Changes in energy and the resulting change in coastlines do not vary much from the long term average conditions.
- example seasonal changes, but average gradient stays the same
What is a metastable equilibrium?
The coastal zone changes from one state of equilibrium to another due to an event causing a change in conditions.
- example sedimental removal from dredging, there is a new equlibrium with a reduced beach
What is a dynamic equilibrium?
The state of equiliibrium changes over a longer timescale than metastable equilibrium
- example climate change, changing beach profiles gradually
What is the difference between positive and negative feedback?
Positive feedback - increases the initial change that had occured
Negative feedback - reduces the effect of the change, helping the coast return to its original condition
What are tides?
Rise and fall of sea level
How are tides created?
By the gravitational effect of the moon which pulls water towards it to create high tides, with a balancing increase in sea level on the opposite side of the earth.
Between these two areas, the sea level is lower, creating low tides.
What are spring tides?
Twice a month the earth, sun and moon are aligned, so the gravitational pull is greatest, creating higher than average tides.
What are neap tides?
When the sun and moon are at right angles to each other the oppositional pull weaker, creating lower than average tides.
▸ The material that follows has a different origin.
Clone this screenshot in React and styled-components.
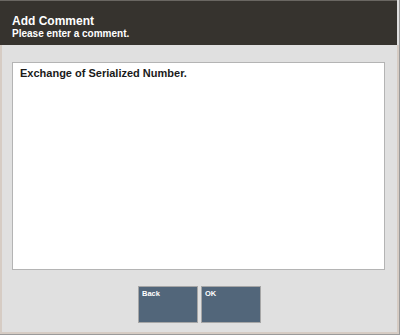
import styled, { createGlobalStyle } from "styled-components";

const Global = createGlobalStyle`
    html, body { margin: 0; padding: 0; background: #fff; }
    body { font-family: "Liberation Sans", Arial, sans-serif; }
`

export default function App(){
    return(
        <Window>
            <Global />
            <Header>
                <h1>Add Comment</h1>
                <p>Please enter a comment.</p>
            </Header>
            <Body>
                <CommentBox>Exchange of Serialized Number.</CommentBox>
                <Buttons>
                    <Button>Back</Button>
                    <Button>OK</Button>
                </Buttons>
            </Body>
        </Window>
    )
}

const Window = styled.div`
    width: 400px;
    height: 335px;
    box-sizing: border-box;
    display: flex;
    flex-direction: column;
    background-color: #e0e0e0;
    border-right: 1px solid #9a9a9a;
    border-bottom: 1px solid #9a9a9a;
    overflow: hidden;
`

const Header = styled.div`
    height: 45px;
    box-sizing: border-box;
    background-color: #36332e;
    border-top: 1px solid #6a6762;
    margin-right: 2px;
    padding: 13px 0 0 12px;
    color: #fff;
    h1{
        margin: 0;
        font-size: 12px;
        line-height: 14px;
        font-weight: bold;
    }
    p{
        margin: 0;
        font-size: 10px;
        line-height: 12px;
        font-weight: bold;
    }
`

const Body = styled.div`
    flex: 1;
    display: flex;
    flex-direction: column;
    border-left: 2px solid #d6ccc4;
    border-right: 2px solid #d6ccc4;
    border-bottom: 2px solid #d6ccc4;
    padding: 17px 12px 0 10px;
`

const CommentBox = styled.div`
    height: 208px;
    box-sizing: border-box;
    background-color: #fff;
    border: 1px solid #b4b4b4;
    padding: 4px 7px;
    font-size: 11px;
    font-weight: bold;
    color: #1a1a1a;
`

const Buttons = styled.div`
    display: flex;
    justify-content: center;
    gap: 3px;
    margin-top: 16px;
    padding-left: 2px;
`

const Button = styled.button`
    width: 60px;
    height: 37px;
    box-sizing: border-box;
    background-color: #52667a;
    border: 1px solid #a6a6a6;
    border-radius: 0;
    color: #fff;
    font-family: "Liberation Sans", Arial, sans-serif;
    font-size: 7.5px;
    font-weight: bold;
    text-align: left;
    padding: 2px 3px;
    display: flex;
    align-items: flex-start;
`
What are semi-diurnal tides?
2 high tides and 2 low tides every 24hrs
What are diurnal tides?
One high tide and one low tide every 24hrs
What are the 3 types of currents?
Tidal
Shore normal
Longshore
What are tidal currents?
Water floods the intertidal zone at high tide, moving and depositing sediment . As the tide falls (ebb) sediment moves in the reverse direction
What are shore normal currents?
Waves align parallel to the coastline, pushing water straight up the beach. Water returning directly away from the shore can form strong, fast moving channels of water called ripcurrents
What are longshore currents?
Waves approach the shoreline at the oblique angle but return straight down the beach, moving sediment parallel to the shore.
How are waves created?
Transfer of energy from the wind blowing over the sea surface
Stronger winds increase fictional drag and the size of waves.
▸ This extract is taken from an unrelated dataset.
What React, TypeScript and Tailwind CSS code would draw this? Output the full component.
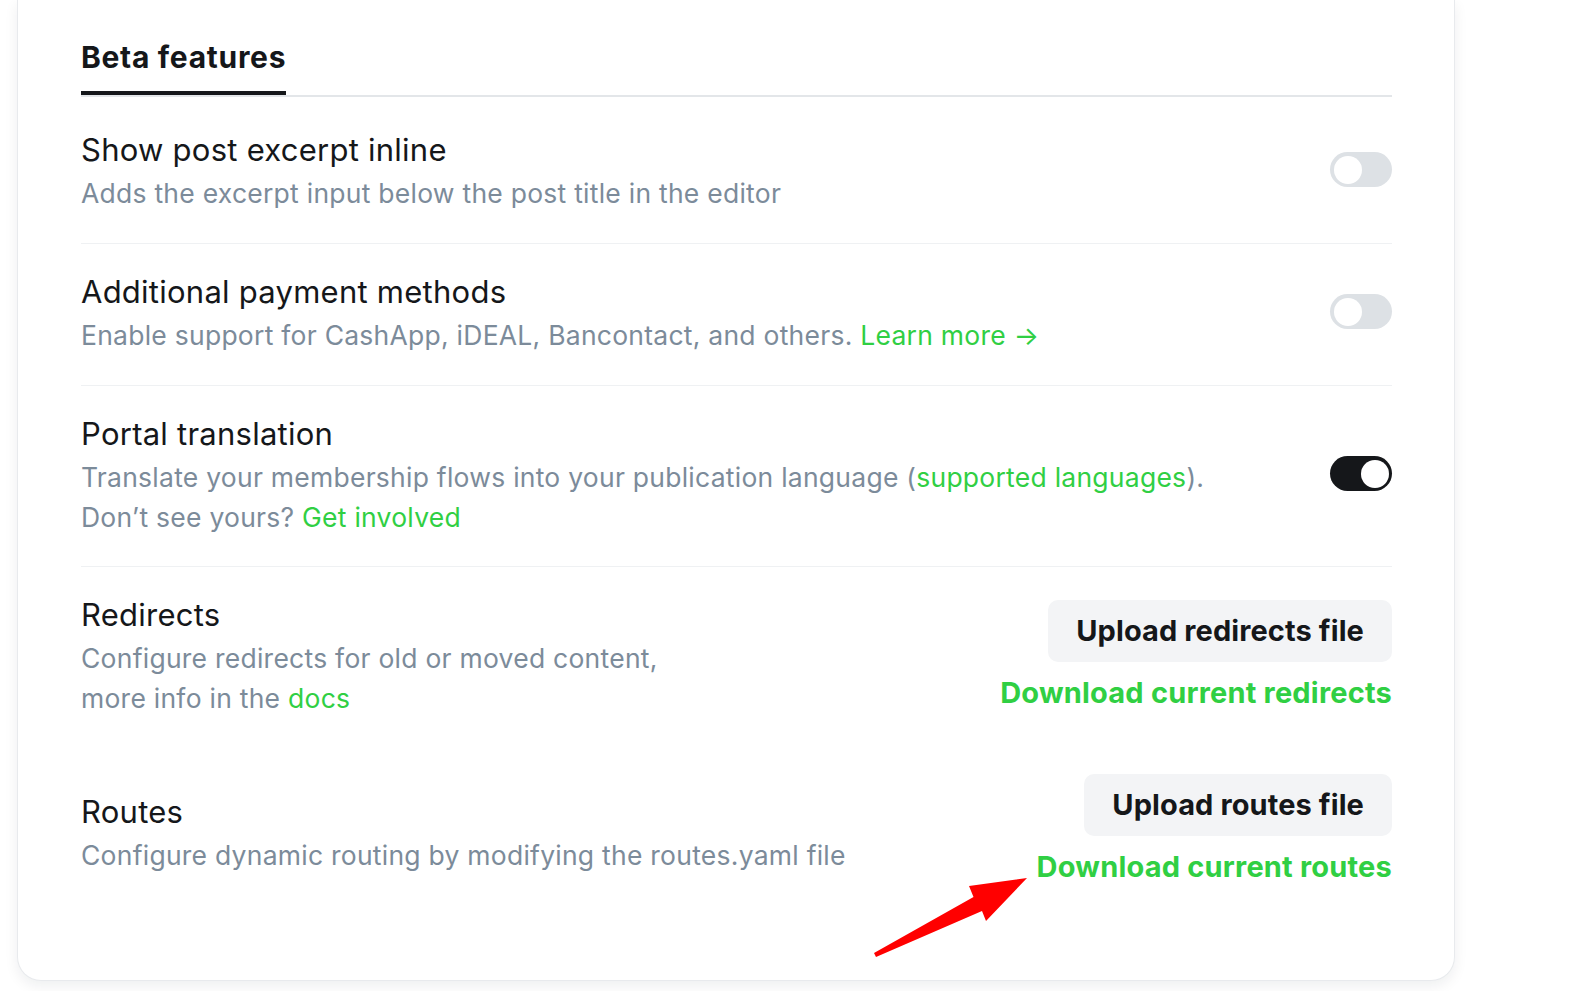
import React from "react";

function Toggle({ on }: { on?: boolean }) {
  return (
    <div
      className={
        "mb-[4px] flex h-[35px] w-[62px] shrink-0 items-center rounded-full px-[3.5px] " +
        (on ? "justify-end bg-[#15171a]" : "justify-start bg-[#dde1e5]")
      }
    >
      <div className="h-[28px] w-[28px] rounded-full bg-white" />
    </div>
  );
}

function Title({ children }: { children: React.ReactNode }) {
  return (
    <div className="text-[31px] leading-[40px] tracking-[0.25px] text-[#15171a]">{children}</div>
  );
}

function Desc({ children }: { children: React.ReactNode }) {
  return (
    <div className="mt-[3px] text-[26.5px] leading-[40px] tracking-[0.25px] text-[#7c8b9a]">
      {children}
    </div>
  );
}

function Link({ children }: { children: React.ReactNode }) {
  return <span className="text-[#30cf43]">{children}</span>;
}

function FileActions({ upload, download }: { upload: string; download: string }) {
  return (
    <div className="flex shrink-0 flex-col items-end">
      <div className="flex h-[62px] items-center rounded-[10px] bg-[#f3f4f6] px-[28px] text-[29px] font-bold tracking-[0.1px] text-[#15171a]">
        {upload}
      </div>
      <div className="mt-[11px] text-[29px] font-bold leading-[40px] tracking-[0.2px] text-[#30cf43]">
        {download}
      </div>
    </div>
  );
}

export default function App() {
  return (
    <div className="relative h-[991px] w-[1581px] overflow-hidden bg-white font-['Inter','Noto_Sans',sans-serif]">
      <div className="ml-[17px] w-[1438px] rounded-b-[24px] border-x border-b border-[#e8eaed] bg-white pb-[93px] pl-[63px] pr-[62px] pt-[36px] shadow-[0_5px_14px_rgba(20,30,40,0.07)]">
        <div className="flex border-b-2 border-[#e3e6e9]">
          <div className="border-b-4 border-[#15171a] pb-[13px] text-[30px] font-bold leading-[42px] tracking-[0.7px] text-[#15171a]">
            Beta features
          </div>
        </div>

        <div className="flex items-center justify-between border-b border-[#eff1f3] pb-[30px] pt-[33px]">
          <div>
            <Title>Show post excerpt inline</Title>
            <Desc>Adds the excerpt input below the post title in the editor</Desc>
          </div>
          <Toggle />
        </div>

        <div className="flex items-center justify-between border-b border-[#eff1f3] pb-[30px] pt-[28px]">
          <div>
            <Title>Additional payment methods</Title>
            <Desc>
              Enable support for CashApp, iDEAL, Bancontact, and others. <Link>Learn more →</Link>
            </Desc>
          </div>
          <Toggle />
        </div>

        <div className="flex items-center justify-between border-b border-[#eff1f3] pb-[29px] pt-[28px]">
          <div>
            <Title>Portal translation</Title>
            <Desc>
              Translate your membership flows into your publication language (<Link>supported languages</Link>).
              <br />
              Don’t see yours? <Link>Get involved</Link>
            </Desc>
          </div>
          <Toggle on />
        </div>

        <div className="flex items-center justify-between pb-[30px] pt-[28px]">
          <div>
            <Title>Redirects</Title>
            <Desc>
              Configure redirects for old or moved content,
              <br />
              more info in the <Link>docs</Link>
            </Desc>
          </div>
          <FileActions upload="Upload redirects file" download="Download current redirects" />
        </div>

        <div className="flex items-center justify-between pt-[26px]">
          <div className="mt-[5px]">
            <Title>Routes</Title>
            <Desc>Configure dynamic routing by modifying the routes.yaml file</Desc>
          </div>
          <FileActions upload="Upload routes file" download="Download current routes" />
        </div>
      </div>

      <svg
        className="pointer-events-none absolute left-0 top-0"
        width="1581"
        height="991"
        viewBox="0 0 1581 991"
      >
        <polygon
          points="1027,878 969,886 973.5,897 874,953 876,957 982,911 986,921"
          fill="#ff0000"
        />
      </svg>
    </div>
  );
}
Features of a constructive wave?
HLPSE(SB)MG
- wave height of less than 1 metre
- wave length of up to 100m between crests
- longer waves periods (6-8 breaking each minute)
- gentle steepness
- low wave energy
- stronger swash
- sediment moves up beach to form a berm
- increase gradient of upper beach
Features of a destructive wave? HLPSE(SB)MG
- wave height greater than 1 metre
- shorter wave length (20m between crests)
- shorter wave period (10-14 breaking each minute)
- steep steepness (plunging)
- high wave energy
- stronger backwash
- sediment moves down beach
- steeper upper beach, gentle lower beach
When are destructive waves more common?
More frequent in the winter with stormier weather because of the jet stream steering more atlantic depressions over the UK during the winter.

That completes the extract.